Nigeria’s political landscape is bracing for a major shift nine months ahead of the 2026 presidential election, as two of the country’s highest-profile opposition figures have announced a surprise party switch that could upend the race against incumbent President Bola Tinubu.
Former governors Peter Obi and Rabiu Kwankwaso, who placed third and fourth respectively in the 2023 presidential contest, formally joined the Nigeria Democratic Congress (NDC) during a ceremony at the party’s Abuja national headquarters on Sunday, where they were welcomed by NDC national leader Senator Seriake Dickson. The move opens the door for a united opposition joint ticket to challenge Tinubu’s ruling All Progressives Congress (APC) in the January 2026 vote.

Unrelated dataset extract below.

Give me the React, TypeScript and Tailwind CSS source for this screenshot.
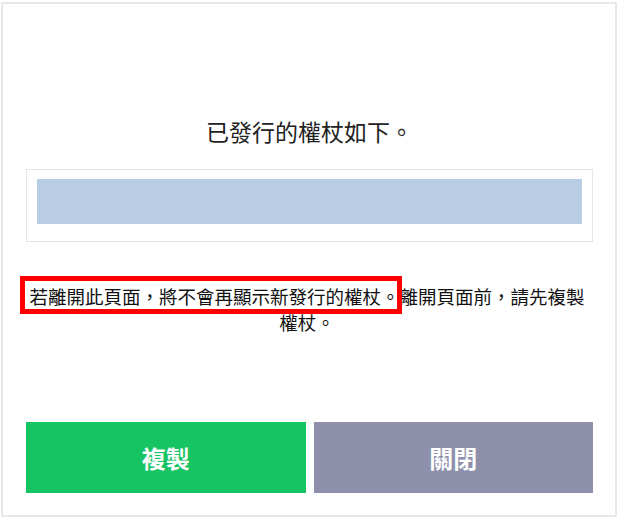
const FONT = "font-['Noto_Sans_CJK_TC','Noto_Sans',sans-serif]";

export default function App() {
  return (
    <div className={`relative w-[619px] h-[519px] bg-white ${FONT}`}>
      <div className="ml-[1px] mt-[2px] w-[616px] h-[515px] border-2 border-[#e8e8e8] pl-[23px] pr-[22px] pt-[111px] flex flex-col">
        {/* title */}
        <h1 className="text-center text-[23px] leading-[32px] text-[#222]">已發行的權杖如下。</h1>

        {/* token box */}
        <div className="mt-[22px] h-[73px] border border-[#e6e6e6] pt-[9px] px-[10px]">
          <div className="h-[45px] bg-[#b8cce4]" />
        </div>

        {/* notice */}
        <p className="mt-[41px] pr-[5px] text-center text-[18.5px] leading-[26px] text-[#111]">
          若離開此頁面，將不會再顯示新發行的權杖。離開頁面前，請先複製權杖。
        </p>

        {/* buttons */}
        <div className="mt-[87px] grid grid-cols-2 gap-[8px]">
          <button className="h-[71px] bg-[#17c463] text-white text-[24px] font-bold">複製</button>
          <button className="h-[71px] bg-[#8e90ab] text-white text-[24px] font-bold">關閉</button>
        </div>
      </div>

      {/* red annotation */}
      <div className="absolute left-[20px] top-[274px] w-[382px] h-[38px] border-[5px] border-[#ff0000]" />
    </div>
  );
}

Prior to this switch, Obi and Kwankwaso were members of the African Democratic Congress (ADC), alongside 2023’s second-place finisher, former Vice-President Atiku Abubakar. Their exit from the ADC comes less than a year after all three opposition heavyweights merged into the party, an alliance that quickly collapsed amid messy public legal disputes over party leadership.
Obi, who ran as the Labour Party’s 2023 presidential candidate before leaving the party, blamed the infighting on interference from the ruling government. “The same Nigerian state and its agents that created unnecessary crises and hostility within the Labour Party that forced me to leave now appear to be finding their way into the ADC,” he stated in his remarks on Sunday. Allies of President Tinubu have rejected these claims, denying any coordinated effort to sabotage opposition political groups.
While some political observers frame the split as further fragmentation of Nigeria’s already fractured opposition, supporters of the new NDC alliance argue the move will eliminate internal chaos and create a more cohesive, focused challenge to the APC. Both Obi and Kwankwaso bring distinct, complementary electoral strengths to the new party: Obi commands massive, enthusiastic support from young voters across Nigeria’s southern regions, while Kwankwaso holds substantial political influence in the country’s populous north. Both have built robust grassroots followings from their tenures as state governors.
Following their formal induction into the NDC, Obi and Kwankwaso issued calls for national unity, expanded economic and social opportunities for Nigeria’s large youth population, and an end to the persistent internal infighting that has weakened the country’s opposition movements in past elections.
Political analyst Bala Yusuf told the BBC that the party switch has the potential to completely redraw Nigeria’s electoral map ahead of next year’s vote. “If the NDC fields Obi as its presidential candidate and Kwankwaso as vice-president, they will definitely give the ruling APC a run for their money at the polls,” Yusuf noted.
One key unresolved question remains: the alliance has not yet announced who will take the top spot on the presidential ticket, a contentious issue that has sunk previous opposition power-sharing deals in Nigeria. President Tinubu, who assumed office in May 2023, has not yet issued any public response to the opposition’s latest restructuring.
Next January’s election will mark Nigeria’s eighth democratic presidential contest since the end of military rule in 1999.